Amazon’s A10 algorithm thinks in keywords and straightforward descriptors of what a product is or does. But humans are drawn to brand names that are short and distinct. If you’re lucky enough to have customers talk about you or recommend your products to a friend, they’ll do so by mentioning your brand name — if it’s catchy.

When you look at successful listings, the page title usually combines two things:

  • The product name
  • Relevant search keywords

The keywords are the easy part. But how do you know if your name is strong?

Naming your Amazon store and products is not an exercise you should do alone. Get outside perspectives.

  • People who aren’t close to your business often raise questions or uncover unintended associations you didn’t see or anticipate.
  • By asking unbiased people what they think about your brand name or product name, you’ll get a sense of whether you’re headed in the right direction or need to keep ideating.

Getting valuable feedback on your brand name is easy with instant polling software like PickFu. With PickFu, you create a survey question and choose the kind of people you want to poll. You can target respondents according to demographic and behavioral traits such as

  • Age
  • Income
  • Recreational interests
  • Cooking habits, etc.

You can even narrow your audience solely to Amazon Prime members.

In a matter of minutes, the results of your survey arrive in your inbox. No keyword tool can give you insights like the ones you’ll find in the written comments. The detailed feedback will provide you a clear understanding of whether your brand name is one that customers and potential customers will remember, return to, and recommend to others.

2. Optimize Amazon Product Photos

Product photography is the closest a customer can come to experience your product before buying it. A customer’s eyes are naturally drawn to the product’s image before anything else, even the product title. Often, your primary photo is what compels someone to click. For these reasons, your product photography is an essential element of your listings.

When a shopper performs a search on Amazon, your product’s main photo may significantly alter its clickthrough rate, for good or ill. Choosing this featured image, therefore, should not be left to chance. Split testing your photo removes any uncertainty.

In a traditional split test, you direct half of your traffic to one version of your page and the other half to a second version of that page and collect data from each.

Split testing works a little differently on Amazon in that you rotate the versions you are testing over a set period. In other words, you’d test your listing with one product image for a week, then try the listing with the other picture of that product.
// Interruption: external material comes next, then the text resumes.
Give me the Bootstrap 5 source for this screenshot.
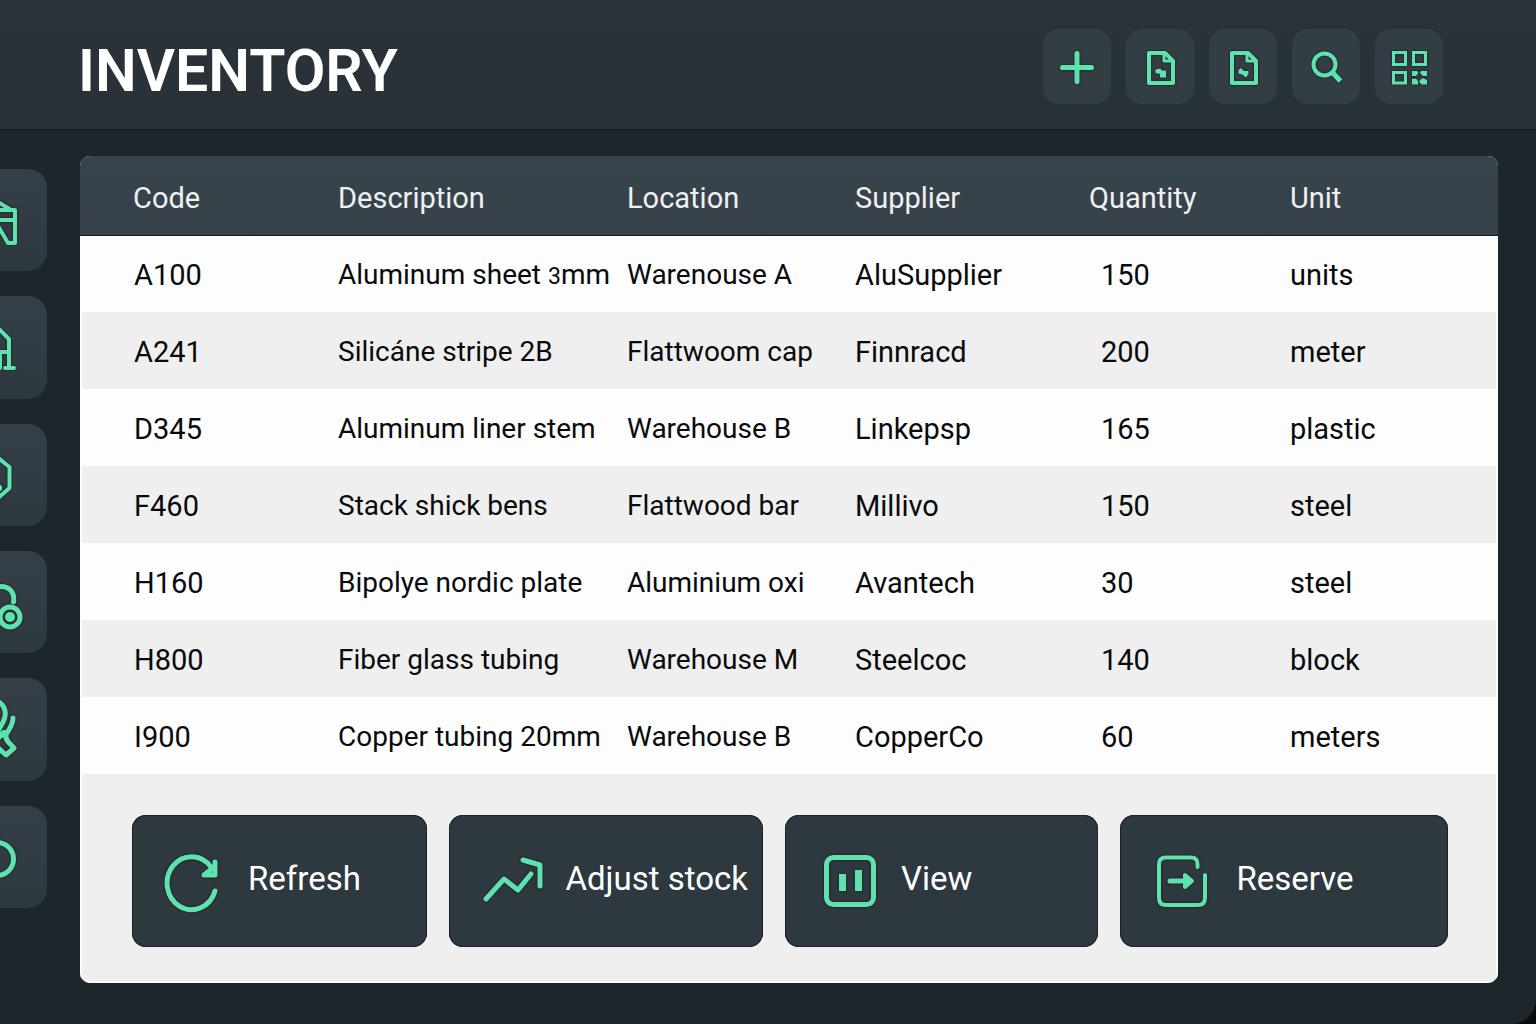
<!DOCTYPE html>
<html lang="en">
<head>
<meta charset="utf-8">
<meta name="viewport" content="width=device-width, initial-scale=1">
<title>Inventory</title>
<link href="https://cdn.jsdelivr.net/npm/bootstrap@5.3.0/dist/css/bootstrap.min.css" rel="stylesheet">
<style>
  body { background: #0c0a0b; font-family: Roboto, "Liberation Sans", sans-serif; }
  .app { background: #1d262b; border-bottom-right-radius: 24px; }
  .topbar { background: linear-gradient(#2a333a, #293138); height: 130px; padding: 0 93px 0 78px; border-bottom: 1px solid #171e22; }
  .topbar h1 { font-size: 59px; line-height: 64px; font-weight: 600; padding-top: 12px; }
  .tools { gap: 15px; padding-top: 3px; }
  .tool { width: 68px; height: 75px; padding: 0; border-radius: 16px; --bs-btn-border-width: 0; --bs-btn-bg: #323d44; --bs-btn-hover-bg: #3b474f; }
  .tool svg { width: 44px; height: 45px; }
  svg { display: block; flex: none; fill: none; stroke: #5ee3ad; stroke-width: 4; stroke-linecap: round; stroke-linejoin: round; filter: drop-shadow(0 0 1px #1a1018); }
  svg.heavy { stroke-width: 5; }
  .solid { fill: #5ee3ad; stroke: none; }
  .workspace { padding: 26px 38px 41px 0; }
  .side { width: 47px; margin-right: 33px; padding: 13px 0 75px; gap: 25px; }
  .side a { background: linear-gradient(#343f47, #2e383f); border-radius: 0 19px 19px 0; overflow: hidden; }
  .side svg { width: 47px; height: 102px; }
  .panel { background: #efefef; border-radius: 10px; overflow: hidden; }
  .stock { table-layout: fixed; border-collapse: separate; border-spacing: 0; font-size: 29px; line-height: 36px; --bs-table-bg: #fdfdfd; --bs-table-color: #080a0c; }
  .stock th, .stock td { padding: 2px 0 0; border: 0; vertical-align: middle; white-space: nowrap; }
  .stock th { height: 80px; padding-top: 5px; font-weight: 400; background: linear-gradient(#38444c, #36414a); color: #eef0f1; border-bottom: 1px solid #141c22; }
  .stock td { height: 77px; }
  .stock tbody tr:first-child td { height: 76px; }
  .stock tbody tr:nth-child(even) { --bs-table-bg: #efefef; }
  .stock th:first-child { padding-left: 53px; }
  .stock td:first-child { padding-left: 52px; border-left: 2px solid #fdfdfd; }
  .stock td:last-child { border-right: 2px solid #fdfdfd; }
  .stock td:nth-child(2), .stock td:nth-child(3) { font-size: 28px; }
  .stock td.qty { padding-left: 12px; }
  .stock .oldstyle { font-size: 23px; line-height: 1; }
  .actions { padding: 41px 48px 34px 50px; gap: 22px; border: solid #fdfdfd; border-width: 0 2px 2px; }
  .action { flex: 281 1 0; height: 132px; padding: 0 0 0 32px; gap: 20px; border-radius: 14px; font-size: 33px; line-height: 40px; white-space: nowrap;
    --bs-btn-border-width: 0; --bs-btn-bg: #2e383f; --bs-btn-color: #fff; --bs-btn-hover-bg: #3a464e; --bs-btn-hover-color: #fff; box-shadow: inset 0 0 0 1px #18222a; }
  .action svg { width: 64px; height: 64px; }
  .action span { padding-bottom: 5px; }
  .action-sm { flex-grow: 263; }
  .action-lg { flex-grow: 295; }
</style>
</head>
<body>
<div class="app min-vh-100 d-flex flex-column">
  <header class="topbar d-flex align-items-center justify-content-between">
    <h1 class="m-0 text-white">INVENTORY</h1>
    <div class="tools d-flex">
      <button type="button" class="tool btn d-flex align-items-center justify-content-center" aria-label="Add">
        <svg viewBox="0 0 44 45" class="heavy"><path d="M22 9.500V37.500M7.500 23.500H36.500"/></svg>
      </button>
      <button type="button" class="tool btn d-flex align-items-center justify-content-center" aria-label="Import file">
        <svg viewBox="0 0 44 45"><path d="M11 9H27L35 17V39H11Z"/><path d="M26 9V17H34" stroke-width="3"/><path class="solid" d="M17.500 25.500 22 24.500 24 26.500H28V33.500H22V30L17.500 29Z"/></svg>
      </button>
      <button type="button" class="tool btn d-flex align-items-center justify-content-center" aria-label="Export file">
        <svg viewBox="0 0 44 45"><path d="M11 9H27L35 17V39H11Z"/><path d="M26 9V17H34" stroke-width="3"/><path class="solid" d="M17.500 26 20 24 23 27H27.500V30L25 33.500 21 30.500 17.500 29.500Z"/></svg>
      </button>
      <button type="button" class="tool btn d-flex align-items-center justify-content-center" aria-label="Search">
        <svg viewBox="0 0 44 45"><circle cx="20.500" cy="20.500" r="11"/><path d="M28.500 28.500 36.500 37" stroke-width="5" stroke-linecap="butt"/></svg>
      </button>
      <button type="button" class="tool btn d-flex align-items-center justify-content-center" aria-label="Scan code">
        <svg viewBox="0 0 44 45"><path d="M6.500 8.500H18.500V20.500H6.500ZM26.500 8.500H38.500V20.500H26.500ZM6.500 28.500H18.500V39H6.500Z" stroke-width="3" stroke-linejoin="miter"/><path class="solid" d="M25 27H30L31.500 29 29 32H25ZM34 27H40V32H36L33 29ZM25 35 29 34.500 31 37V40.500H25ZM33 36 36 34 40 36V40.500H35L32 38Z"/></svg>
      </button>
    </div>
  </header>

  <div class="workspace d-flex flex-grow-1">
    <nav class="side d-flex flex-column flex-shrink-0" aria-label="Sections">
      <a href="#" class="flex-fill" aria-label="Structures"><svg viewBox="0 0 47 102"><path d="M-2 33 11 41H15V74H8L-2 57M-2 51H15M-2 41H11"/></svg></a>
      <a href="#" class="flex-fill" aria-label="Warehouses"><svg viewBox="0 0 47 102"><path d="M-3 31 9 43V72M-3 56H9M0 56V72M5 72H14"/></svg></a>
      <a href="#" class="flex-fill" aria-label="Materials"><svg viewBox="0 0 47 102"><path d="M-3 33 9.500 43V64L-3 75"/><path d="M-2 62 0 63V65"/></svg></a>
      <a href="#" class="flex-fill" aria-label="Coils"><svg viewBox="0 0 47 102" class="heavy"><path d="M-3 36C8 34 15 40 13.500 51"/><circle cx="10" cy="66" r="10"/><circle class="solid" cx="10" cy="66" r="5"/></svg></a>
      <a href="#" class="flex-fill" aria-label="Tools"><svg viewBox="0 0 47 102" class="heavy"><path d="M-3 23C6 27 7 37 3 44L-3 55M13 40C13 48 8 52 6 57C5 63 10 65 14 70L6 77-3 69"/><path d="M-3 60 4 55" stroke-width="6"/></svg></a>
      <a href="#" class="flex-fill" aria-label="Settings"><svg viewBox="0 0 47 102" class="heavy"><circle cx="-3" cy="53" r="16.500"/></svg></a>
    </nav>

    <main class="panel flex-grow-1 d-flex flex-column">
      <table class="stock table mb-0">
        <colgroup><col style="width:258px"><col style="width:289px"><col style="width:228px"><col style="width:234px"><col style="width:201px"><col style="width:208px"></colgroup>
        <thead>
          <tr><th scope="col">Code</th><th scope="col">Description</th><th scope="col">Location</th><th scope="col">Supplier</th><th scope="col">Quantity</th><th scope="col">Unit</th></tr>
        </thead>
        <tbody>
          <tr><td>A100</td><td>Aluminum sheet <span class="oldstyle">3</span>mm</td><td>Warenouse A</td><td>AluSupplier</td><td class="qty">150</td><td>units</td></tr>
          <tr><td>A241</td><td>Silicáne stripe 2B</td><td>Flattwoom cap</td><td>Finnracd</td><td class="qty">200</td><td>meter</td></tr>
          <tr><td>D345</td><td>Aluminum liner stem</td><td>Warehouse B</td><td>Linkepsp</td><td class="qty">165</td><td>plastic</td></tr>
          <tr><td>F460</td><td>Stack shick bens</td><td>Flattwood bar</td><td>Millivo</td><td class="qty">150</td><td>steel</td></tr>
          <tr><td>H160</td><td>Bipolye nordic plate</td><td>Aluminium oxi</td><td>Avantech</td><td class="qty">30</td><td>steel</td></tr>
          <tr><td>H800</td><td>Fiber glass tubing</td><td>Warehouse M</td><td>Steelcoc</td><td class="qty">140</td><td>block</td></tr>
          <tr><td>I900</td><td>Copper tubing 20mm</td><td>Warehouse B</td><td>CopperCo</td><td class="qty">60</td><td>meters</td></tr>
        </tbody>
      </table>
      <div class="actions d-flex flex-grow-1">
        <button type="button" class="action action-sm btn d-flex align-items-center">
          <svg viewBox="0 0 64 64" class="heavy"><path d="M51 42A24.500 26.500 0 1 1 47 18"/><path d="M51 13V26H40L50 18"/></svg>
          <span>Refresh</span>
        </button>
        <button type="button" class="action btn d-flex align-items-center">
          <svg viewBox="0 0 64 64" class="heavy"><path d="M5 50 23 30 37 41 50 25"/><path d="M42 11 59 16V37"/></svg>
          <span>Adjust stock</span>
        </button>
        <button type="button" class="action btn d-flex align-items-center">
          <svg viewBox="0 0 64 64" class="heavy"><rect x="9.500" y="8.500" width="47" height="47" rx="7"/><path class="solid" d="M22 25h7v17h-7zM38 21h7v21h-7z"/></svg>
          <span>View</span>
        </button>
        <button type="button" class="action action-lg btn d-flex align-items-center">
          <svg viewBox="0 0 64 64"><path d="M45.500 18V15Q45.500 8.500 39 8.500H14Q7 8.500 7 15V49Q7 56 14 56H46Q53 56 53 49V26"/><path d="M18 32H34" stroke-width="5"/><path d="M33 26V38L40 32Z" fill="#5ee3ad"/></svg>
          <span>Reserve</span>
        </button>
      </div>
    </main>
  </div>
</div>
<script src="https://cdn.jsdelivr.net/npm/bootstrap@5.3.0/dist/js/bootstrap.bundle.min.js"></script>
</body>
</html>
It’s worth noting that you have to meet a minimum sales threshold to do a live split test on Amazon. It takes days, if not weeks, to gather that data. Also, you risk losing sales if your new image variant performs poorly while the listing is live.

The PickFu platform enables you to split test product images privately with an unbiased pool of respondents that closely resembles your target market. Results come back in about 15 minutes, which you can use to iterate and improve your photography quickly — and test again if need be. You can experiment with different angles and cropping to see if those changes make a difference in how potential customers view your product

Case Study – Amazon Seller Bumblebee Linens

When Amazon seller, Bumblebee Linens, ran a PickFu poll to test an existing product photo against a newly styled one, female respondents overwhelmingly preferred the new image. Once Bumblebee Linens updated the listing with the new picture, sales of the item jumped 209%.

lunch with norm blog image

You should optimize your photos for search engines, too. File size, naming conventions, and meta information such as alt tags will all help the bots and crawlers to understand what your photos contain.

3. Write Original Product Descriptions for Amazon

Manufacturer’s product descriptions are duplicated across the internet, making it challenging to rank on Amazon. Instead, take the time to create original descriptions for your Amazon listings, and your SEO efforts will be rewarded.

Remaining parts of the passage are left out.